Human Trafficking Awareness Month continues:
Sex trafficking and labor trafficking are more widely researched and discussed; another area of trafficking is organ trafficking. I first heard about “organ harvesting” in the early 2000s, but that was long before I heard about human trafficking. Honestly, it is such a grotesque, inhuman, heinous crime I couldn’t wrap my head around how human organs could be a cash commodity. Very little research has been done to know how much this crime exists globally, and very little is being done to address the situation. Indeed, this is likely the first time you’ve heard about it.
What is organ trafficking? It includes a range of activities and is divided by some international organizations, such as WHO, into several categories. Essentially, it is the illegal harvesting of organs, including hair and tissue, from alive or deceased individuals that are sold illegally for transplantation. It’s a crime where the poorest of the poor are taken advantage of to fill the needs of the more advantaged.
While most countries consider organ trafficking human trafficking, the United States and Canada do not.
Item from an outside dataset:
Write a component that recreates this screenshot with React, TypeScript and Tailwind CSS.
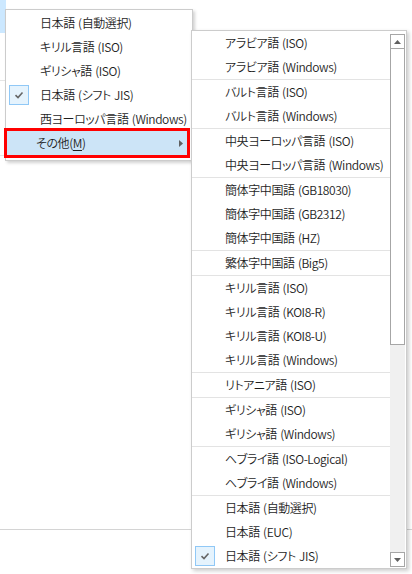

Because there isn’t a depth of information regarding the criminal activity of organ harvesting, it’s nearly impossible to give it the attention it requires to end it. However, this is changing as more activities and authorities become involved in uncovering this crime, also known as the “red market.” A sub-category of the red market is the illegal selling of hair, known as “black gold.” In southern India, as a tribute to the god Vishnu and a sign of humility, women line up to have their hair chopped off and dropped into a vat, where it’s collected, combed, and sold internationally for hair extensions. Men’s hair is sold to chemical companies and reduced to an amino acid called L-cystine.
According to a PBS report (Trafficking Victims Forced to Sell Organs Share Stories 01.17.2023), 35,000 in Nepal are sold into slavery. It is here where there exists a clear example of organ trafficking. Kidneys are taken from women and children, but there is an area in Nepal where most victims are men. Since the pandemic, poverty conditions have increased and so have the efforts of traffickers to coerce the desperate into being transported to India, where their kidney is removed and sold to the international market. This area in Nepal is known as the “Kidney Alley.” Evidence collected points to a specific hospital where these procedures occur, yet, India, to date, has not come forward to condemn the harvesting.
Egypt, India, Pakistan, and Africa are more examples where this crime is underpinned by economic conditions, noting that this crime exists wherever there is disempowerment. Migrants are often victims where, as with other classifications of trafficking, the victim’s identification papers are taken to be sure they don’t report the crime and risk arrest and prosecution for being in a country illegally.
The world needs policy change addressing economic conditions, increased hospital and insurance company accountability, identified and verified donors’ information, and greater awareness of this crime.